DIRECTIVE: Output every line of the material exactly, omitting images.

## Begin RAW DATA

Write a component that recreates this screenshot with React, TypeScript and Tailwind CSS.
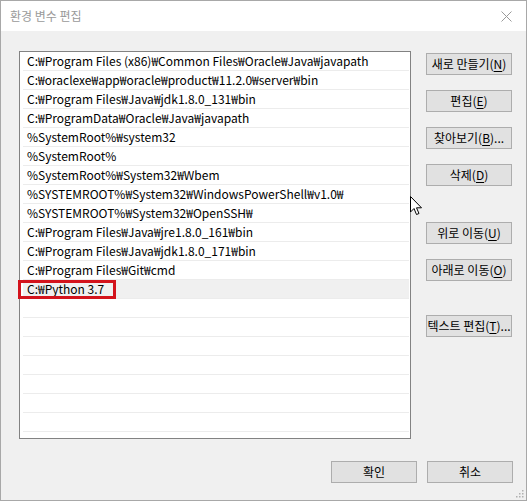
import React from "react";

const FONT = '"Noto Sans CJK KR", "Noto Sans", sans-serif';

const rows = [
  "C:₩Program Files (x86)₩Common Files₩Oracle₩Java₩javapath",
  "C:₩oraclexe₩app₩oracle₩product₩11.2.0₩server₩bin",
  "C:₩Program Files₩Java₩jdk1.8.0_131₩bin",
  "C:₩ProgramData₩Oracle₩Java₩javapath",
  "%SystemRoot%₩system32",
  "%SystemRoot%",
  "%SystemRoot%₩System32₩Wbem",
  "%SYSTEMROOT%₩System32₩WindowsPowerShell₩v1.0₩",
  "%SYSTEMROOT%₩System32₩OpenSSH₩",
  "C:₩Program Files₩Java₩jre1.8.0_161₩bin",
  "C:₩Program Files₩Java₩jdk1.8.0_171₩bin",
  "C:₩Program Files₩Git₩cmd",
  "C:₩Python 3.7",
  "",
  "",
  "",
  "",
  "",
  "",
  "",
  "",
];

function Btn({
  label,
  mn,
  suffix = "",
  className = "",
}: {
  label: string;
  mn?: string;
  suffix?: string;
  className?: string;
}) {
  return (
    <div
      className={
        "flex h-[22px] w-[86px] items-center justify-center border border-[#adadad] bg-[#e1e1e1] text-[12px] leading-none text-black " +
        className
      }
    >
      <span>
        {label}
        {mn ? (
          <>
            (<span className="underline underline-offset-2">{mn}</span>)
          </>
        ) : null}
        {suffix}
      </span>
    </div>
  );
}

export default function App() {
  return (
    <div
      className="relative flex h-[501px] w-[527px] flex-col border border-[#a8a8a8] bg-[#f0f0f0]"
      style={{ fontFamily: FONT }}
    >
      {/* title bar */}
      <div className="flex h-[30px] items-center justify-between bg-white pl-[9px] pr-[14px]">
        <span className="text-[12px] text-[#9a9a9a]">환경 변수 편집</span>
        <svg width="11" height="11" viewBox="0 0 11 11">
          <path d="M0.5 0.5 L10.5 10.5 M10.5 0.5 L0.5 10.5" stroke="#9a9a9a" strokeWidth="1" />
        </svg>
      </div>

      {/* body */}
      <div className="flex flex-1 flex-col pl-[18px] pr-[13px] pt-[20px]">
        <div className="flex gap-[15px]">
          {/* list */}
          <div className="relative h-[388px] w-[392px] border border-[#828282] bg-white">
            <div className="h-full overflow-hidden">
              {rows.map((r, i) => (
                <div
                  key={i}
                  className={
                    "ml-[3px] mr-[1px] flex h-[19px] items-center border-b border-[#ececec] pl-[4px] text-[12px] leading-none text-black " +
                    (i === 12 ? "bg-[#f0f0f0]" : "")
                  }
                >
                  <span className="whitespace-nowrap">{r}</span>
                </div>
              ))}
            </div>
            <div className="absolute left-[-2px] top-[228px] h-[19px] w-[98px] border-[3px] border-[#d3131c]" />
          </div>

          {/* buttons */}
          <div className="flex flex-col pt-[2px]">
            <Btn label="새로 만들기" mn="N" />
            <Btn label="편집" mn="E" className="mt-[15px]" />
            <Btn label="찾아보기" mn="B" suffix="..." className="mt-[15px]" />
            <Btn label="삭제" mn="D" className="mt-[15px]" />
            <Btn label="위로 이동" mn="U" className="mt-[36px]" />
            <Btn label="아래로 이동" mn="O" className="mt-[15px]" />
            <Btn label="텍스트 편집" mn="T" suffix="..." className="mt-[34px]" />
          </div>
        </div>

        <div className="mt-[22px] flex justify-end gap-[10px]">
          <Btn label="확인" className="w-[85px]" />
          <Btn label="취소" />
        </div>
      </div>

      {/* mouse cursor */}
      <svg
        className="absolute left-[409px] top-[195px]"
        width="13"
        height="20"
        viewBox="0 0 13 20"
      >
        <path
          d="M0.5 0.5 L0.5 16 L4 12.5 L6.5 18.5 L9 17.5 L6.5 11.8 L11.5 11.8 Z"
          fill="white"
          stroke="black"
          strokeWidth="1"
          strokeLinejoin="round"
        />
      </svg>

      {/* resize grip */}
      <svg className="absolute bottom-[2px] right-[2px]" width="9" height="9" viewBox="0 0 9 9">
        <rect x="7" y="1" width="1.5" height="1.5" fill="#b0b0b0" />
        <rect x="4" y="4" width="1.5" height="1.5" fill="#b0b0b0" />
        <rect x="7" y="4" width="1.5" height="1.5" fill="#b0b0b0" />
        <rect x="1" y="7" width="1.5" height="1.5" fill="#b0b0b0" />
        <rect x="4" y="7" width="1.5" height="1.5" fill="#b0b0b0" />
        <rect x="7" y="7" width="1.5" height="1.5" fill="#b0b0b0" />
      </svg>
    </div>
  );
}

## End RAW DATA

EXERCISE RESPONSE:
Write a component that recreates this screenshot with React, TypeScript and Tailwind CSS.
import React from "react";

const FONT = '"Noto Sans CJK KR", "Noto Sans", sans-serif';

const rows = [
  "C:₩Program Files (x86)₩Common Files₩Oracle₩Java₩javapath",
  "C:₩oraclexe₩app₩oracle₩product₩11.2.0₩server₩bin",
  "C:₩Program Files₩Java₩jdk1.8.0_131₩bin",
  "C:₩ProgramData₩Oracle₩Java₩javapath",
  "%SystemRoot%₩system32",
  "%SystemRoot%",
  "%SystemRoot%₩System32₩Wbem",
  "%SYSTEMROOT%₩System32₩WindowsPowerShell₩v1.0₩",
  "%SYSTEMROOT%₩System32₩OpenSSH₩",
  "C:₩Program Files₩Java₩jre1.8.0_161₩bin",
  "C:₩Program Files₩Java₩jdk1.8.0_171₩bin",
  "C:₩Program Files₩Git₩cmd",
  "C:₩Python 3.7",
  "",
  "",
  "",
  "",
  "",
  "",
  "",
  "",
];

function Btn({
  label,
  mn,
  suffix = "",
  className = "",
}: {
  label: string;
  mn?: string;
  suffix?: string;
  className?: string;
}) {
  return (
    <div
      className={
        "flex h-[22px] w-[86px] items-center justify-center border border-[#adadad] bg-[#e1e1e1] text-[12px] leading-none text-black " +
        className
      }
    >
      <span>
        {label}
        {mn ? (
          <>
            (<span className="underline underline-offset-2">{mn}</span>)
          </>
        ) : null}
        {suffix}
      </span>
    </div>
  );
}

export default function App() {
  return (
    <div
      className="relative flex h-[501px] w-[527px] flex-col border border-[#a8a8a8] bg-[#f0f0f0]"
      style={{ fontFamily: FONT }}
    >
      {/* title bar */}
      <div className="flex h-[30px] items-center justify-between bg-white pl-[9px] pr-[14px]">
        <span className="text-[12px] text-[#9a9a9a]">환경 변수 편집</span>
        <svg width="11" height="11" viewBox="0 0 11 11">
          <path d="M0.5 0.5 L10.5 10.5 M10.5 0.5 L0.5 10.5" stroke="#9a9a9a" strokeWidth="1" />
        </svg>
      </div>

      {/* body */}
      <div className="flex flex-1 flex-col pl-[18px] pr-[13px] pt-[20px]">
        <div className="flex gap-[15px]">
          {/* list */}
          <div className="relative h-[388px] w-[392px] border border-[#828282] bg-white">
            <div className="h-full overflow-hidden">
              {rows.map((r, i) => (
                <div
                  key={i}
                  className={
                    "ml-[3px] mr-[1px] flex h-[19px] items-center border-b border-[#ececec] pl-[4px] text-[12px] leading-none text-black " +
                    (i === 12 ? "bg-[#f0f0f0]" : "")
                  }
                >
                  <span className="whitespace-nowrap">{r}</span>
                </div>
              ))}
            </div>
            <div className="absolute left-[-2px] top-[228px] h-[19px] w-[98px] border-[3px] border-[#d3131c]" />
          </div>

          {/* buttons */}
          <div className="flex flex-col pt-[2px]">
            <Btn label="새로 만들기" mn="N" />
            <Btn label="편집" mn="E" className="mt-[15px]" />
            <Btn label="찾아보기" mn="B" suffix="..." className="mt-[15px]" />
            <Btn label="삭제" mn="D" className="mt-[15px]" />
            <Btn label="위로 이동" mn="U" className="mt-[36px]" />
            <Btn label="아래로 이동" mn="O" className="mt-[15px]" />
            <Btn label="텍스트 편집" mn="T" suffix="..." className="mt-[34px]" />
          </div>
        </div>

        <div className="mt-[22px] flex justify-end gap-[10px]">
          <Btn label="확인" className="w-[85px]" />
          <Btn label="취소" />
        </div>
      </div>

      {/* mouse cursor */}
      <svg
        className="absolute left-[409px] top-[195px]"
        width="13"
        height="20"
        viewBox="0 0 13 20"
      >
        <path
          d="M0.5 0.5 L0.5 16 L4 12.5 L6.5 18.5 L9 17.5 L6.5 11.8 L11.5 11.8 Z"
          fill="white"
          stroke="black"
          strokeWidth="1"
          strokeLinejoin="round"
        />
      </svg>

      {/* resize grip */}
      <svg className="absolute bottom-[2px] right-[2px]" width="9" height="9" viewBox="0 0 9 9">
        <rect x="7" y="1" width="1.5" height="1.5" fill="#b0b0b0" />
        <rect x="4" y="4" width="1.5" height="1.5" fill="#b0b0b0" />
        <rect x="7" y="4" width="1.5" height="1.5" fill="#b0b0b0" />
        <rect x="1" y="7" width="1.5" height="1.5" fill="#b0b0b0" />
        <rect x="4" y="7" width="1.5" height="1.5" fill="#b0b0b0" />
        <rect x="7" y="7" width="1.5" height="1.5" fill="#b0b0b0" />
      </svg>
    </div>
  );
}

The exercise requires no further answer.